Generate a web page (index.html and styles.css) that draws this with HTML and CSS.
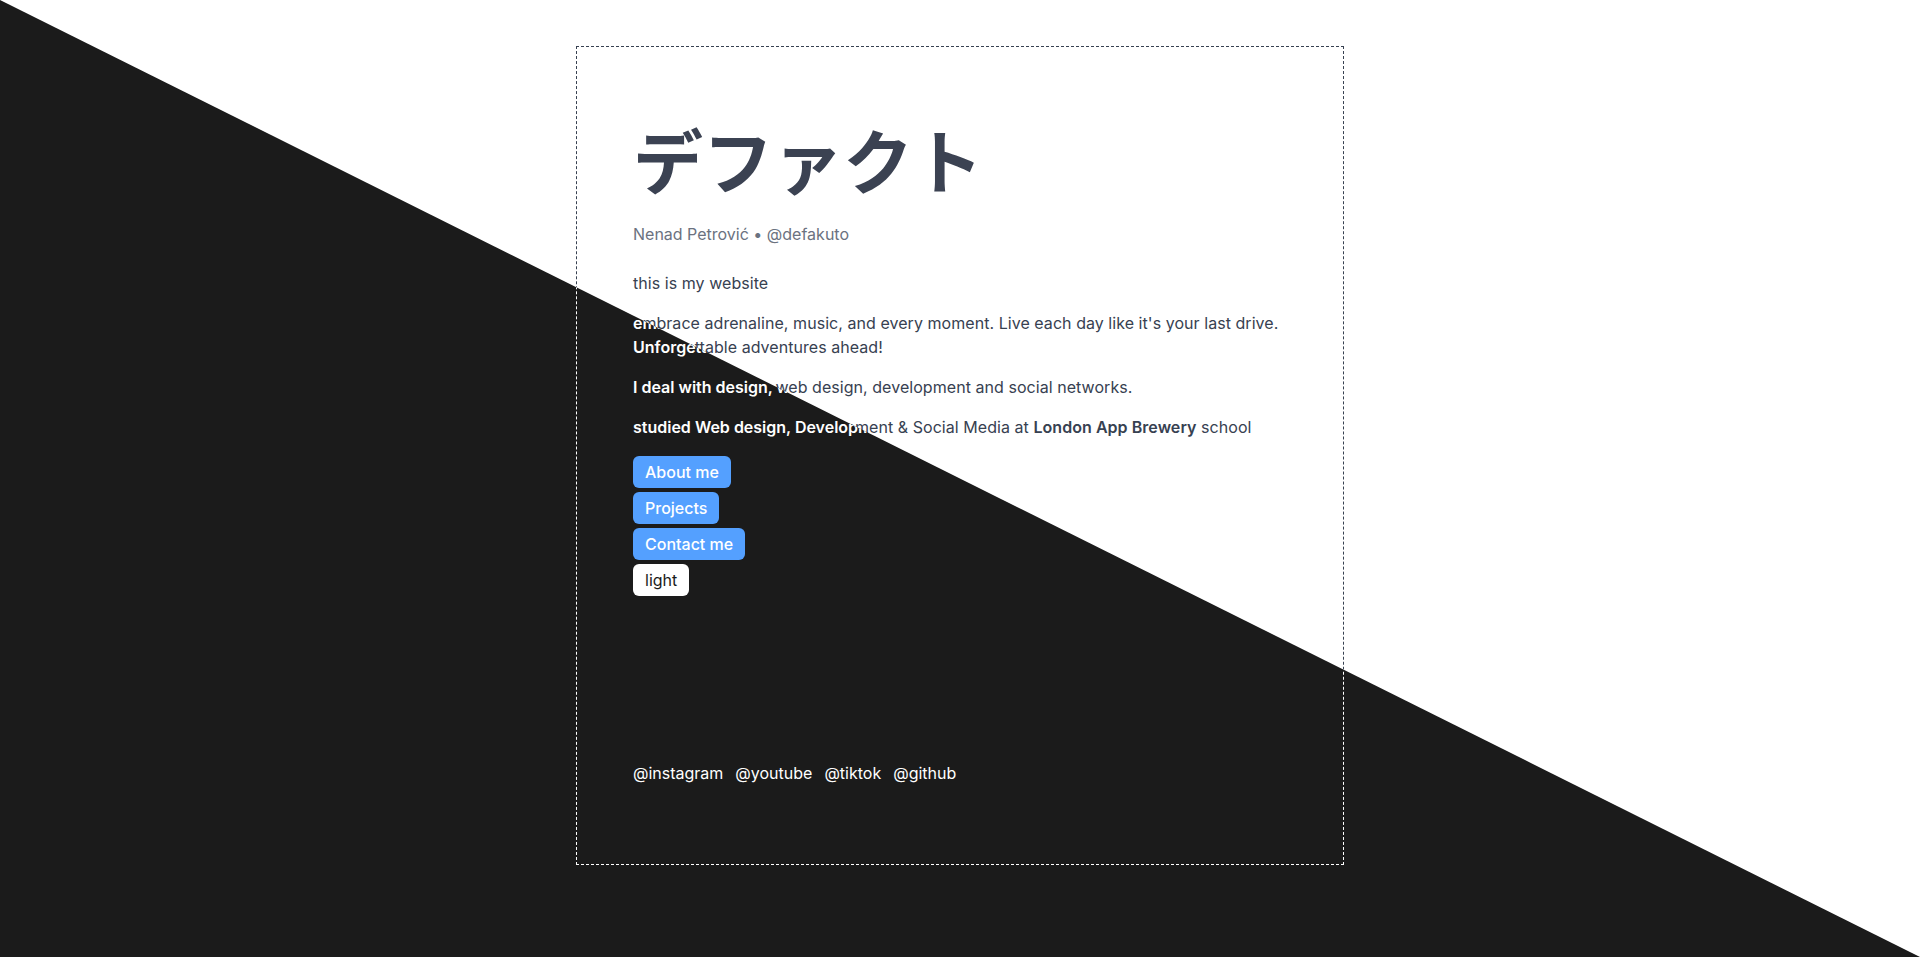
FILE: index.html
```html
<!DOCTYPE html>
<html lang="en">
<head>
<meta charset="utf-8">
<title>デファクト</title>
<link rel="stylesheet" href="styles.css">
</head>
<body>
<div class="stage">
  <div class="layer layer-light">
    <main class="card">
      <h1 class="title">デファクト</h1>
      <p class="byline">Nenad Petrović • @defakuto</p>
      <p class="text">this is my website</p>
      <p class="text">embrace adrenaline, music, and every moment. Live each day like it's your last drive. Unforgettable adventures ahead!</p>
      <p class="text">I deal with design, web design, development and social networks.</p>
      <p class="text">studied Web design, Development &amp; Social Media at <b class="strong">London App Brewery</b> school</p>
      <nav class="menu">
        <a class="btn btn-blue" href="#">About me</a>
        <a class="btn btn-blue" href="#">Projects</a>
        <a class="btn btn-blue" href="#">Contact me</a>
        <button class="btn btn-theme">light</button>
      </nav>
      <div class="socials">
        <a class="social" href="#">@instagram</a>
        <a class="social" href="#">@youtube</a>
        <a class="social" href="#">@tiktok</a>
        <a class="social" href="#">@github</a>
      </div>
    </main>
  </div>
  <div class="layer layer-dark" aria-hidden="true">
    <main class="card">
      <h1 class="title">デファクト</h1>
      <p class="byline">Nenad Petrović • @defakuto</p>
      <p class="text">this is my website</p>
      <p class="text">embrace adrenaline, music, and every moment. Live each day like it's your last drive. Unforgettable adventures ahead!</p>
      <p class="text">I deal with design, web design, development and social networks.</p>
      <p class="text">studied Web design, Development &amp; Social Media at <b class="strong">London App Brewery</b> school</p>
      <nav class="menu">
        <a class="btn btn-blue" href="#">About me</a>
        <a class="btn btn-blue" href="#">Projects</a>
        <a class="btn btn-blue" href="#">Contact me</a>
        <button class="btn btn-theme">light</button>
      </nav>
      <div class="socials">
        <a class="social" href="#">@instagram</a>
        <a class="social" href="#">@youtube</a>
        <a class="social" href="#">@tiktok</a>
        <a class="social" href="#">@github</a>
      </div>
    </main>
  </div>
</div>
</body>
</html>
```
FILE: styles.css
```css
* { box-sizing: border-box; }

html, body {
  margin: 0;
  padding: 0;
  background: #ffffff;
  font-family: Inter, "Noto Sans", "Noto Sans CJK JP", sans-serif;
  font-size: 16px;
  line-height: 24px;
}

.stage {
  position: relative;
  width: 100%;
  height: 957px;
  overflow: hidden;
}

.layer {
  height: 100%;
  padding-top: 46px;
}

.layer-light {
  background: #ffffff;
  color: #374151;
}

.layer-dark {
  position: absolute;
  inset: 0;
  background: #1b1b1b;
  color: #ffffff;
  clip-path: polygon(0 0, 100% 100%, 0 100%);
}

.card {
  width: 768px;
  height: 819px;
  margin: 0 auto;
  border: 1px dashed #374151;
  padding: 56px 56px 79px;
  display: flex;
  flex-direction: column;
  align-items: flex-start;
}

.layer-dark .card { border-color: #ffffff; }

.title {
  margin: 4px 0 0;
  font-family: "Noto Sans CJK JP", "Noto Sans", sans-serif;
  font-size: 70px;
  line-height: 104px;
  font-weight: 700;
  color: #3b4252;
}

.layer-dark .title { color: #ffffff; }

.byline {
  margin: 11px 0 0;
  color: #6b7280;
}

.layer-dark .byline { color: #d1d5db; }

.text {
  margin: 25px 0 0;
  letter-spacing: 0.05px;
}

.text + .text { margin-top: 16px; }

.strong { font-weight: 600; }

.layer-dark .text { font-weight: 600; letter-spacing: 0; }

.menu {
  margin-top: 17px;
  display: flex;
  flex-direction: column;
  align-items: flex-start;
  gap: 4px;
}

.btn {
  display: block;
  padding: 4px 12px;
  border: 0;
  border-radius: 6px;
  font-family: inherit;
  font-size: 16px;
  line-height: 24px;
  text-decoration: none;
  cursor: pointer;
}

.btn-blue {
  background: #54a0ff;
  color: #ffffff;
  font-weight: 500;
}

.btn-theme {
  background: #ffffff;
  color: #1b1b1b;
  font-weight: 400;
}

.socials {
  margin-top: auto;
  display: flex;
  gap: 12px;
}

.social {
  color: inherit;
  text-decoration: none;
  font-weight: 400;
}
```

* * * * * * * * *

• Exercise instructions:
Write out the material above again, word for word, minus its pictures.

• The output:
Generate a web page (index.html and styles.css) that draws this with HTML and CSS.
FILE: index.html
```html
<!DOCTYPE html>
<html lang="en">
<head>
<meta charset="utf-8">
<title>デファクト</title>
<link rel="stylesheet" href="styles.css">
</head>
<body>
<div class="stage">
  <div class="layer layer-light">
    <main class="card">
      <h1 class="title">デファクト</h1>
      <p class="byline">Nenad Petrović • @defakuto</p>
      <p class="text">this is my website</p>
      <p class="text">embrace adrenaline, music, and every moment. Live each day like it's your last drive. Unforgettable adventures ahead!</p>
      <p class="text">I deal with design, web design, development and social networks.</p>
      <p class="text">studied Web design, Development &amp; Social Media at <b class="strong">London App Brewery</b> school</p>
      <nav class="menu">
        <a class="btn btn-blue" href="#">About me</a>
        <a class="btn btn-blue" href="#">Projects</a>
        <a class="btn btn-blue" href="#">Contact me</a>
        <button class="btn btn-theme">light</button>
      </nav>
      <div class="socials">
        <a class="social" href="#">@instagram</a>
        <a class="social" href="#">@youtube</a>
        <a class="social" href="#">@tiktok</a>
        <a class="social" href="#">@github</a>
      </div>
    </main>
  </div>
  <div class="layer layer-dark" aria-hidden="true">
    <main class="card">
      <h1 class="title">デファクト</h1>
      <p class="byline">Nenad Petrović • @defakuto</p>
      <p class="text">this is my website</p>
      <p class="text">embrace adrenaline, music, and every moment. Live each day like it's your last drive. Unforgettable adventures ahead!</p>
      <p class="text">I deal with design, web design, development and social networks.</p>
      <p class="text">studied Web design, Development &amp; Social Media at <b class="strong">London App Brewery</b> school</p>
      <nav class="menu">
        <a class="btn btn-blue" href="#">About me</a>
        <a class="btn btn-blue" href="#">Projects</a>
        <a class="btn btn-blue" href="#">Contact me</a>
        <button class="btn btn-theme">light</button>
      </nav>
      <div class="socials">
        <a class="social" href="#">@instagram</a>
        <a class="social" href="#">@youtube</a>
        <a class="social" href="#">@tiktok</a>
        <a class="social" href="#">@github</a>
      </div>
    </main>
  </div>
</div>
</body>
</html>
```
FILE: styles.css
```css
* { box-sizing: border-box; }

html, body {
  margin: 0;
  padding: 0;
  background: #ffffff;
  font-family: Inter, "Noto Sans", "Noto Sans CJK JP", sans-serif;
  font-size: 16px;
  line-height: 24px;
}

.stage {
  position: relative;
  width: 100%;
  height: 957px;
  overflow: hidden;
}

.layer {
  height: 100%;
  padding-top: 46px;
}

.layer-light {
  background: #ffffff;
  color: #374151;
}

.layer-dark {
  position: absolute;
  inset: 0;
  background: #1b1b1b;
  color: #ffffff;
  clip-path: polygon(0 0, 100% 100%, 0 100%);
}

.card {
  width: 768px;
  height: 819px;
  margin: 0 auto;
  border: 1px dashed #374151;
  padding: 56px 56px 79px;
  display: flex;
  flex-direction: column;
  align-items: flex-start;
}

.layer-dark .card { border-color: #ffffff; }

.title {
  margin: 4px 0 0;
  font-family: "Noto Sans CJK JP", "Noto Sans", sans-serif;
  font-size: 70px;
  line-height: 104px;
  font-weight: 700;
  color: #3b4252;
}

.layer-dark .title { color: #ffffff; }

.byline {
  margin: 11px 0 0;
  color: #6b7280;
}

.layer-dark .byline { color: #d1d5db; }

.text {
  margin: 25px 0 0;
  letter-spacing: 0.05px;
}

.text + .text { margin-top: 16px; }

.strong { font-weight: 600; }

.layer-dark .text { font-weight: 600; letter-spacing: 0; }

.menu {
  margin-top: 17px;
  display: flex;
  flex-direction: column;
  align-items: flex-start;
  gap: 4px;
}

.btn {
  display: block;
  padding: 4px 12px;
  border: 0;
  border-radius: 6px;
  font-family: inherit;
  font-size: 16px;
  line-height: 24px;
  text-decoration: none;
  cursor: pointer;
}

.btn-blue {
  background: #54a0ff;
  color: #ffffff;
  font-weight: 500;
}

.btn-theme {
  background: #ffffff;
  color: #1b1b1b;
  font-weight: 400;
}

.socials {
  margin-top: auto;
  display: flex;
  gap: 12px;
}

.social {
  color: inherit;
  text-decoration: none;
  font-weight: 400;
}
```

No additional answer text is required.